Alternative Approaches:
- Reinforcement Learning (RL) on synthetic environments
- Competitive programming as a test domain
- Models trained on coding tasks show remarkable improvement
3. Reinforcement Learning and Value Functions
The Role of Value Functions:
- Estimate trajectory quality without computing full rollout
- Value functions short-circuit expensive computations
- Enable rapid evaluation and efficient exploration
- Similar to human intuition and emotional modulation
Efficiency Gain:
- Without value functions: Must compute full trajectory evaluation
- With value functions: Can estimate and decide quickly
- Massive efficiency gain for decision-making
4. Sample Efficiency Problem
The Challenge:
- Why does it take enormous amounts of data to teach AI specific tasks?
- Humans learn from far fewer examples (e.g., children learn to drive in ~10 hours)
- AI requires orders of magnitude more data
Potential Explanations:
- Different learning mechanisms between humans and AI
- Humans may have built-in priors and understanding
- Vision, hearing, and motor skills leverage embodied experience
5. Value Alignment and Confidence
Key Observation:
- Humans demonstrate meta-awareness: knowing how bad they are
- Can express calibrated uncertainty
- Crucial for safety and reliability
6. Multiple Bottlenecks Exist
- Not just compute limitations
- Data efficiency, algorithm discovery, infrastructure, research methodology
- It wasn’t obvious how much compute is needed for AGI
- Current compute requirements much higher than 2017 expectations
7. Research vs. Scaling Trade-offs
Why Big Compute Isn’t Always Better:
- Large-scale experiments are expensive and risky
- Small-scale experiments can validate ideas efficiently
- Running research experiments vs. production deployment
Strategy for SSI:
- Prove concepts with minimal compute
- Identify brittle vs. robust approaches early
- Scale only validated approaches
8. SSI’s Strategic Direction
Default Plan:
- Focus on research and safety simultaneously
- Not purely a deployment company
- Not pursuing maximum speed at any cost
Two Conflicting Pressures:
- Pragmatic: If AI timelines shorten, rapid development needed
- Idealistic: Focus should be on research and building safely
9. AI Safety and Superintelligence
Harms of Superintelligence:
- Not just about misuse or deployment
- Fundamental alignment and control questions
- Proper safety measures in design, not just post-hoc containment
Controlled Release Strategy:
- Superintelligence may need careful staged deployment
- Research to understand capabilities and control mechanisms
10. Economic Impact of AI
Current State:
- AI already represents measurable % of GDP
- Strong economic forces driving adoption
- Not feeling dramatically different due to gradual integration
Future Implications:
- Very strong economic forces to deploy AI widely
- Reconciling economic incentives with safety concerns
Important Insights
On AI Capabilities
Pattern Matching at Scale:
- Some AI capabilities may emerge from data patterns rather than true understanding
- Example: Models excel at competitive programming without deep algorithmic knowledge
On Research Direction
Key Transition:
- From “Can we make it bigger?” to “How do we make it smarter?”

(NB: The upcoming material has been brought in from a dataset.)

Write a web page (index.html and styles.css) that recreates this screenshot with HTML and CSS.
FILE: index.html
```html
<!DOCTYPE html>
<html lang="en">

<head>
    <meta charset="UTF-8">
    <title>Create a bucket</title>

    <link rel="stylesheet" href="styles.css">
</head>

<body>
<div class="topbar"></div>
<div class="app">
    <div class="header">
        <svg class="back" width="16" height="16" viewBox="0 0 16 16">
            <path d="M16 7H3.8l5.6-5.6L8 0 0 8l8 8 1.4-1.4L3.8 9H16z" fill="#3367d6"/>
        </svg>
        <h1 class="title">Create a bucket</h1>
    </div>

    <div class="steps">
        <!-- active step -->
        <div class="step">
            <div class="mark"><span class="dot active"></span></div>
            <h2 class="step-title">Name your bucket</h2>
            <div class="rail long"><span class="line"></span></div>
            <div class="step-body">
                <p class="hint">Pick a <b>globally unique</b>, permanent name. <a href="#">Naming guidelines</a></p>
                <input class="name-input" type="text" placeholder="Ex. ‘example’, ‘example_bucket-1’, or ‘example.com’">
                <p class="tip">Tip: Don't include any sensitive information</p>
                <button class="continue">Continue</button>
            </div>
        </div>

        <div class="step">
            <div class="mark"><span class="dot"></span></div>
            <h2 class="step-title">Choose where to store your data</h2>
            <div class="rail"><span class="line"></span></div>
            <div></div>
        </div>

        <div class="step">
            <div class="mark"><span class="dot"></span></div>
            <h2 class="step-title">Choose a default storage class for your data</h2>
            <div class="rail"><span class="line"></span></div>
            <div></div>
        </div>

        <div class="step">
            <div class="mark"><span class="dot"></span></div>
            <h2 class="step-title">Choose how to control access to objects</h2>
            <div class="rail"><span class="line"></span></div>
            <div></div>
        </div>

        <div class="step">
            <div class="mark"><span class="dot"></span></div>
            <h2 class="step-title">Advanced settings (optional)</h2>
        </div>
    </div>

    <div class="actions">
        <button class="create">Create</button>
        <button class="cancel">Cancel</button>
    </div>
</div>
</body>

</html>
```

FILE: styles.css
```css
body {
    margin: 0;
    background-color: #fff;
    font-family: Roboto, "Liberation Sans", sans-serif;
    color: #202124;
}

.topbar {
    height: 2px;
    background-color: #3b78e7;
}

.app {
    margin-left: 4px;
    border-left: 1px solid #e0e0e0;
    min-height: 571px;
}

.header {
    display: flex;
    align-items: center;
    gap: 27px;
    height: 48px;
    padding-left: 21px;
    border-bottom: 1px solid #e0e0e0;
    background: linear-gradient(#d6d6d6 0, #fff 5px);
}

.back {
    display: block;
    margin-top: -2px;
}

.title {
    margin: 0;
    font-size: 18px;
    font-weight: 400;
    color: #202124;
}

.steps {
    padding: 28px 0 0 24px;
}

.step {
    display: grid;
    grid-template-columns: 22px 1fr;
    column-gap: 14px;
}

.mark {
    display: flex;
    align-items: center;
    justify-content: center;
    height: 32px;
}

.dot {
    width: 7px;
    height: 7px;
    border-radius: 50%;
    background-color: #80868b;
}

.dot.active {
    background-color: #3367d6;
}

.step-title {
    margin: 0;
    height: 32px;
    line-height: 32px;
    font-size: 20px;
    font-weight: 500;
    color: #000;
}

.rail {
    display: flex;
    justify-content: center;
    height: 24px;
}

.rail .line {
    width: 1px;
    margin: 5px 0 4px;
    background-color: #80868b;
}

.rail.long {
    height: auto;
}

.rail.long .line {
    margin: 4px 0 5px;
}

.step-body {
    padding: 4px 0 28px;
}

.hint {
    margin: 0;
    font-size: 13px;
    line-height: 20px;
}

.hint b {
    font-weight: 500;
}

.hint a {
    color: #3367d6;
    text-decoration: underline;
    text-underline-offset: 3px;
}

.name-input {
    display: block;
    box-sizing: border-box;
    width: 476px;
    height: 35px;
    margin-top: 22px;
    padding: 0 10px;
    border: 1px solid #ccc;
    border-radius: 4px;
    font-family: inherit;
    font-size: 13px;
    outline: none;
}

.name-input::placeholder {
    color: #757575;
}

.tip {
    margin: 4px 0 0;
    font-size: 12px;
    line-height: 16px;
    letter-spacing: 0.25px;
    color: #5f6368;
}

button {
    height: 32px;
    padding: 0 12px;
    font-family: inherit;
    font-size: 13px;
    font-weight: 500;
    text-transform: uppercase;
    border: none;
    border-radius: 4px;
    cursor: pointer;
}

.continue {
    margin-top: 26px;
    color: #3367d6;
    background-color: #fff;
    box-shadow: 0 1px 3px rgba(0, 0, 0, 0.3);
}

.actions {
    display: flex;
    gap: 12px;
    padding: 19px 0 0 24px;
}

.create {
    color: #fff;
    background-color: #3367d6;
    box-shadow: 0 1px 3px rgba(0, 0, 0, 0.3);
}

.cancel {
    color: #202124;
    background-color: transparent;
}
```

- Requires different mindset and methodology
- Focus shifts from infrastructure to algorithmic innovation
Critical Questions Raised
- Sample Efficiency: Why such a massive gap between human and AI sample efficiency?
- Generalization: How can we better understand and improve model generalization?

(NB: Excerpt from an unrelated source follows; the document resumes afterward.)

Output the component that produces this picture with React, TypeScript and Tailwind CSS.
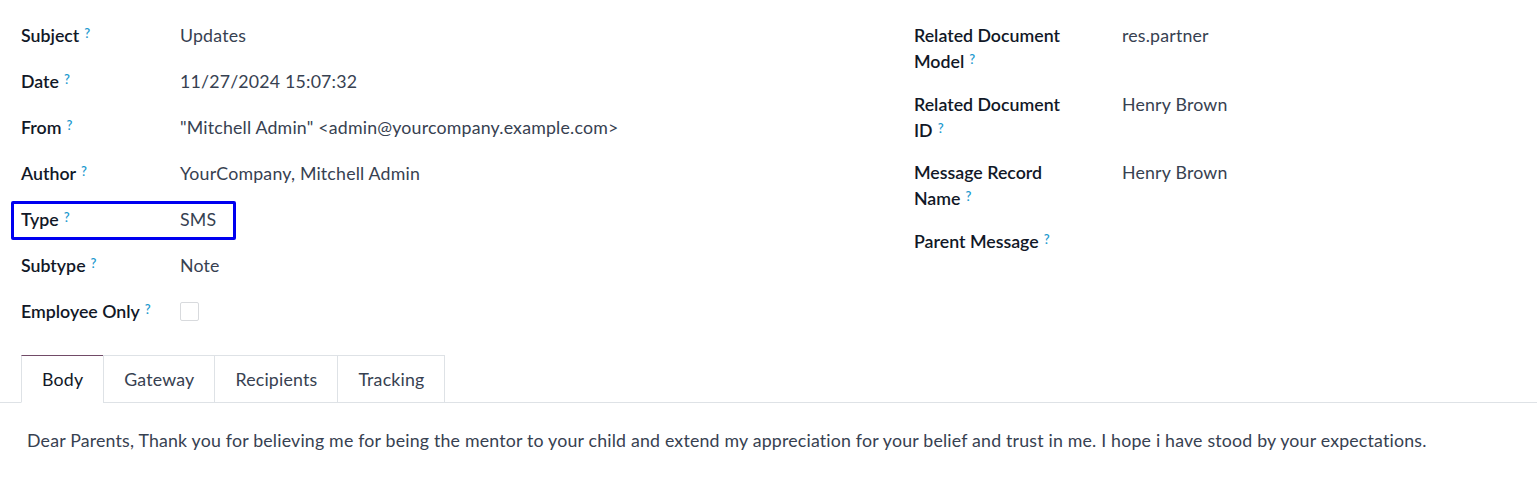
import React from 'react';

const Help: React.FC = () => (
    <sup className="ml-[5px] text-[13px] font-semibold text-[#1f9bcf] relative -top-[4px]">?</sup>
);

type Row = { label: string; value?: React.ReactNode; boxed?: boolean };

const leftRows: Row[] = [
    { label: 'Subject', value: 'Updates' },
    { label: 'Date', value: '11/27/2024 15:07:32' },
    { label: 'From', value: '"Mitchell Admin" <admin@yourcompany.example.com>' },
    { label: 'Author', value: 'YourCompany, Mitchell Admin' },
    { label: 'Type', value: 'SMS', boxed: true },
    { label: 'Subtype', value: 'Note' },
    {
        label: 'Employee Only',
        value: <span className="block w-[19px] h-[19px] mt-[4px] border border-[#d8dadd] rounded-[2px] bg-white" />,
    },
];

const rightRows: Row[] = [
    { label: 'Related Document Model', value: 'res.partner' },
    { label: 'Related Document ID', value: 'Henry Brown' },
    { label: 'Message Record Name', value: 'Henry Brown' },
    { label: 'Parent Message' },
];

const tabs = ['Body', 'Gateway', 'Recipients', 'Tracking'];

const App: React.FC = () => {
    return (
        <div className="w-[1537px] h-[480px] bg-white text-[17.75px] leading-[26.25px] tracking-[0.19px] text-[#374151] font-['Lato','Liberation_Sans',sans-serif] overflow-hidden">
            {/* FIELD GROUPS */}
            <div className="grid grid-cols-[893px_1fr] pl-[21px] pt-[22px]">
                <div className="flex flex-col">
                    {leftRows.map((row) => (
                        <div key={row.label} className="relative flex min-h-[46px] pb-4">
                            {row.boxed && (
                                <span className="absolute -left-[10px] -top-[5px] w-[225px] h-[39px] border-[3px] border-[#0000f0] rounded-[2px]" />
                            )}
                            <div className="w-[159px] shrink-0 font-semibold tracking-normal text-[#111827]">
                                {row.label}
                                <Help />
                            </div>
                            <div>{row.value}</div>
                        </div>
                    ))}
                </div>
                <div className="flex flex-col">
                    {rightRows.map((row) => (
                        <div key={row.label} className="flex min-h-[46px] pb-4">
                            <div className="w-[208px] shrink-0 pr-[46px] font-semibold tracking-normal text-[#111827]">
                                {row.label}
                                <Help />
                            </div>
                            <div>{row.value}</div>
                        </div>
                    ))}
                </div>
            </div>

            {/* TABS */}
            <div className="mt-[11px] flex border-b border-[#dee2e6] pl-[21px]">
                {tabs.map((tab, i) => (
                    <div
                        key={tab}
                        className={`-mb-px h-[48px] px-5 flex items-center border ${
                            i === 0
                                ? 'border-[#dee2e6] border-t-[#714b67] border-b-white text-[#111827]'
                                : 'border-[#dee2e6] -ml-px text-[#374151]'
                        }`}
                    >
                        {tab}
                    </div>
                ))}
            </div>

            {/* BODY */}
            <div className="pl-[27px] pt-[24px]">
                Dear Parents, Thank you for believing me for being the mentor to your child and extend my appreciation for your belief and trust in me. I hope i have stood by your expectations.
            </div>
        </div>
    );
};

export default App;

- Value Alignment: Can we develop AI with better calibrated confidence?
- Resource Allocation: How do we optimally allocate resources between research and scaling?

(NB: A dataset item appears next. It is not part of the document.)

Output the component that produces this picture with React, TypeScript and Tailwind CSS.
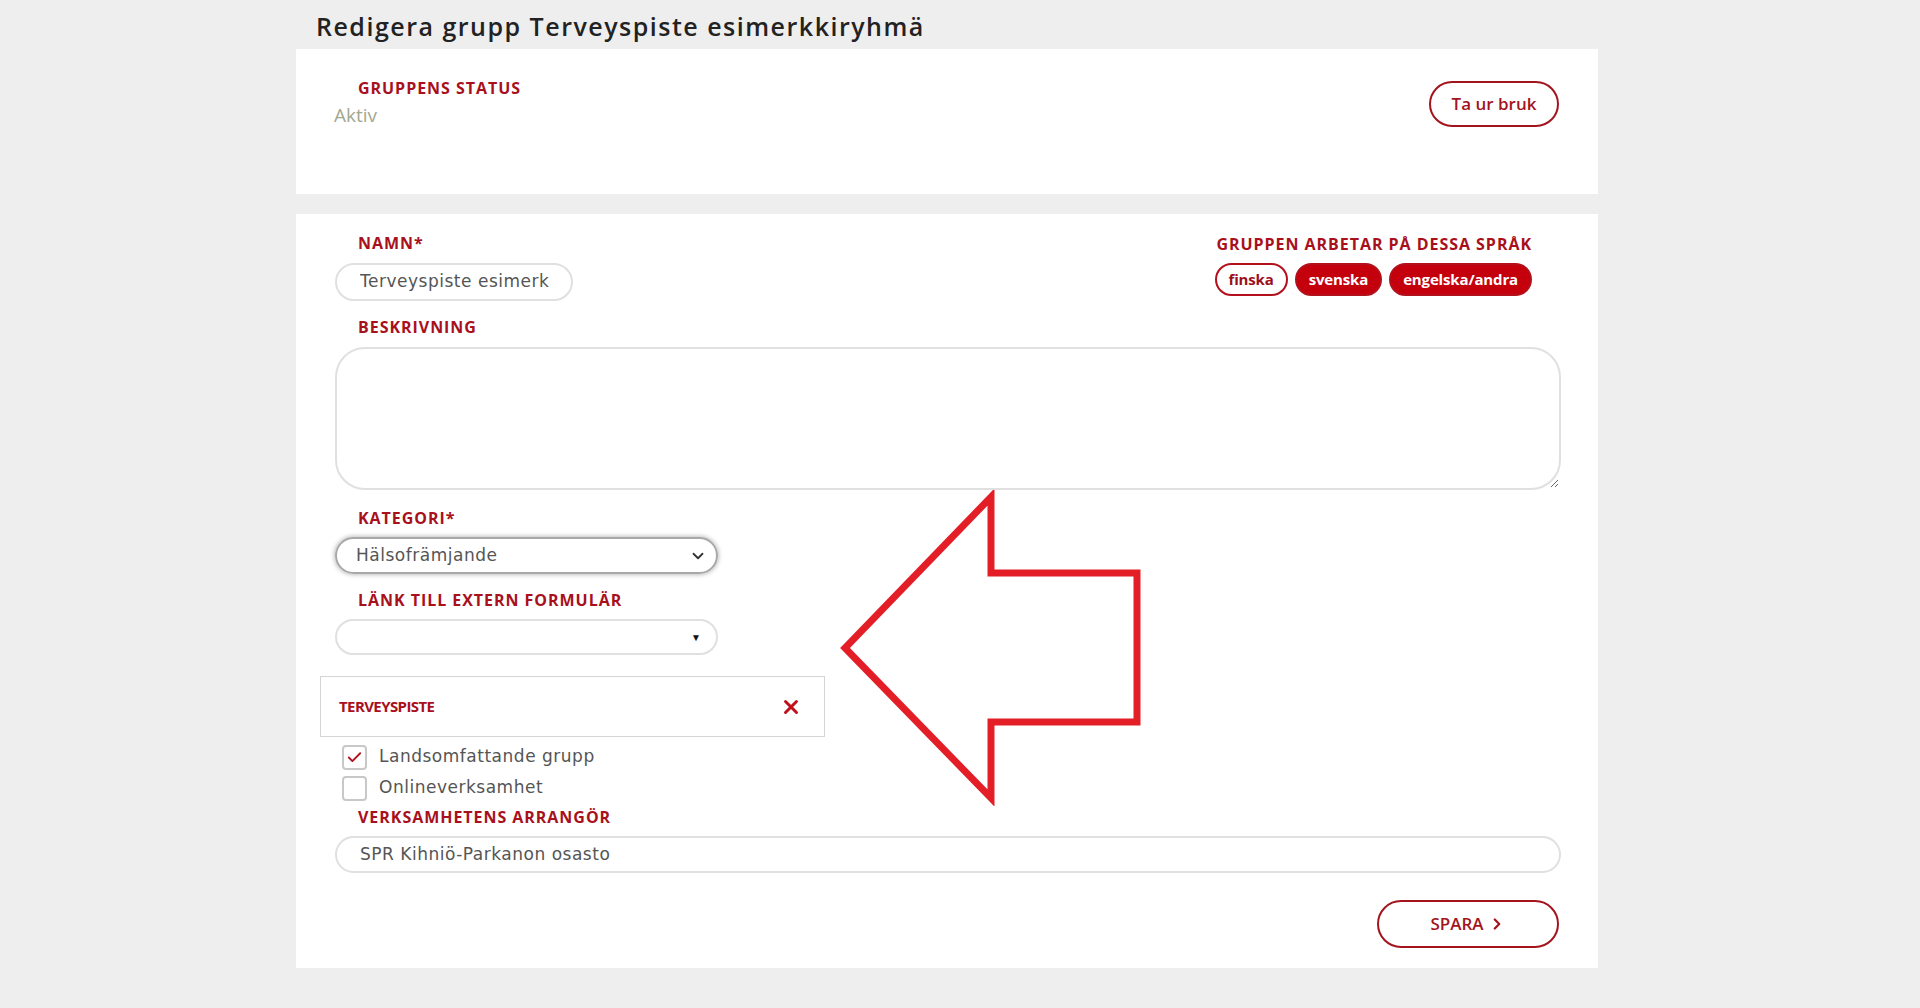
import { Check, ChevronDown, ChevronRight, X } from "lucide-react";

const label =
  "font-['Open_Sans',sans-serif] text-[16px] font-bold uppercase tracking-[0.06em] leading-[20px] text-[#a8101c]";
const body = "font-['DejaVu_Sans',sans-serif] text-[17px] tracking-[0.03em] text-[#555555]";

function Field({ children, className = "" }: { children: React.ReactNode; className?: string }) {
  return (
    <div
      className={`flex items-center rounded-full border-2 border-[#e0e0e0] bg-white ${className}`}
    >
      {children}
    </div>
  );
}

function LangPill({ name, active }: { name: string; active?: boolean }) {
  return (
    <span
      className={`flex h-[33px] items-center rounded-full border-2 border-[#b3101c] px-[12px] font-['Open_Sans',sans-serif] text-[15px] font-bold tracking-[-0.01em] ${
        active ? "bg-[#c4000d] text-white" : "bg-white text-[#9c0f1a]"
      }`}
    >
      {name}
    </span>
  );
}

function CheckRow({ text, checked }: { text: string; checked?: boolean }) {
  return (
    <div className="flex h-[24px] items-center">
      <span className="ml-[7px] flex h-[25px] w-[25px] items-center justify-center rounded-[4px] border-2 border-[#c8c8c8] bg-white">
        {checked && <Check className="h-[17px] w-[17px] text-[#b3101c]" strokeWidth={2.6} />}
      </span>
      <span className={`${body} ml-[12px] text-[#4a4a4a]`}>{text}</span>
    </div>
  );
}

export default function App() {
  return (
    <div className="relative min-h-screen w-full bg-[#eeeeee]">
      <div className="w-[1598px] pl-[296px]">
        <div className="flex h-[49px] items-center pl-[20px] pt-[4px]">
          <h1 className="font-['Open_Sans',sans-serif] text-[25px] font-semibold tracking-[0.06em] text-[#222222]">
            Redigera grupp Terveyspiste esimerkkiryhmä
          </h1>
        </div>

        <div className="flex h-[145px] w-[1302px] items-start justify-between bg-white">
          <div className="pl-[38px] pt-[29px]">
            <div className={`${label} pl-[24px]`}>Gruppens status</div>
            <div className="mt-[3px] font-['Open_Sans',sans-serif] text-[19px] text-[#a3a88f]">Aktiv</div>
          </div>
          <button className="mr-[39px] mt-[32px] flex h-[46px] w-[130px] items-center justify-center rounded-full border-2 border-[#a3141d] font-['Open_Sans',sans-serif] text-[17px] font-semibold text-[#a3141d]">
            Ta ur bruk
          </button>
        </div>

        <div className="mt-[20px] flex h-[754px] w-[1302px] flex-col bg-white pl-[39px] pr-[37px] pt-[19px]">
          <div className="flex items-start justify-between">
            <div>
              <div className={`${label} pl-[23px]`}>Namn*</div>
              <Field className="mt-[10px] h-[38px] w-[238px] pl-[23px] pr-[22px]">
                <input
                  readOnly
                  value="Terveyspiste esimerkkiryhmä"
                  className={`${body} w-full bg-transparent outline-none`}
                />
              </Field>
            </div>
            <div className="mr-[29px] flex flex-col items-end pt-[1px]">
              <div className={label}>Gruppen arbetar på dessa språk</div>
              <div className="mt-[9px] flex gap-[7px]">
                <LangPill name="finska" />
                <LangPill name="svenska" active />
                <LangPill name="engelska/andra" active />
              </div>
            </div>
          </div>

          <div className={`${label} mt-[16px] pl-[23px]`}>Beskrivning</div>
          <textarea className="mt-[10px] h-[143px] w-full rounded-[30px] border-2 border-[#e0e0e0] bg-white outline-none" />

          <div className={`${label} mt-[18px] pl-[23px]`}>Kategori*</div>
          <div className="mt-[9px] flex h-[37px] w-[383px] items-center justify-between rounded-full border-2 border-[#a8a8a8] pl-[19px] pr-[9px] shadow-[0_0_4px_1px_rgba(0,0,0,0.25)]">
            <span className={body}>Hälsofrämjande</span>
            <ChevronDown className="h-[18px] w-[18px] text-[#333333]" strokeWidth={2.4} />
          </div>

          <div className={`${label} mt-[16px] pl-[23px]`}>Länk till extern formulär</div>
          <Field className="mt-[9px] h-[36px] w-[383px] justify-end pr-[15px]">
            <span className="text-[10px] leading-none text-[#111111]">▼</span>
          </Field>

          <div className="-ml-[15px] mt-[21px] flex h-[61px] w-[505px] items-center justify-between border border-[#d4d4d4] pl-[18px] pr-[22px]">
            <span className="font-['Open_Sans',sans-serif] text-[15px] font-bold tracking-[-0.04em] text-[#a8101c]">
              TERVEYSPISTE
            </span>
            <X className="h-[22px] w-[22px] text-[#c0101c]" strokeWidth={3.2} />
          </div>

          <div className="mt-[8px]">
            <CheckRow text="Landsomfattande grupp" checked />
          </div>
          <div className="mt-[7px]">
            <CheckRow text="Onlineverksamhet" />
          </div>

          <div className={`${label} mt-[7px] pl-[23px]`}>Verksamhetens arrangör</div>
          <Field className="mt-[9px] h-[37px] w-full pl-[23px]">
            <span className={body}>SPR Kihniö-Parkanon osasto</span>
          </Field>

          <div className="mt-[27px] flex justify-end pr-[2px]">
            <button className="flex h-[48px] w-[182px] items-center justify-center gap-[4px] rounded-full border-2 border-[#a3141d] font-['Open_Sans',sans-serif] text-[17px] font-semibold text-[#a3141d]">
              SPARA
              <ChevronRight className="h-[18px] w-[18px]" strokeWidth={3} />
            </button>
          </div>
        </div>
      </div>

      <svg
        className="pointer-events-none absolute left-[838px] top-[490px]"
        width="306"
        height="316"
        viewBox="0 0 306 316"
      >
        <polygon
          points="153,7 153,83 299,83 299,232 153,232 153,308 7,158"
          fill="none"
          stroke="#e41e26"
          strokeWidth="7"
          strokeLinejoin="miter"
        />
      </svg>
    </div>
  );
}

- Safety: How do we ensure superintelligent systems remain aligned and safe?
Implications for AI Development
For Researchers:
- Small-scale experiments can validate big ideas
- Research efficiency matters more than ever
- Focus on algorithmic breakthroughs over pure compute scaling
For Organizations:
- Balance between safety research and capability advancement
- Strategic compute allocation to high-impact research areas
For Society:
- AI development is moving toward more research-intensive phase
- Safety considerations becoming central
- Economic forces and safety must be balanced
Conclusion
Ilya Sutskever presents a compelling case that AI development is entering a new phase. The scaling paradigm—while successful—has natural limitations. The future lies in research-driven improvements: better algorithms, improved sample efficiency, and smarter use of compute.
This transition is particularly important for developing safe superintelligence, where understanding and control matter as much as raw capability. The emphasis on value functions, reinforcement learning, and research efficiency suggests that the next breakthrough in AI may not come from bigger models, but from smarter approaches to training and evaluation.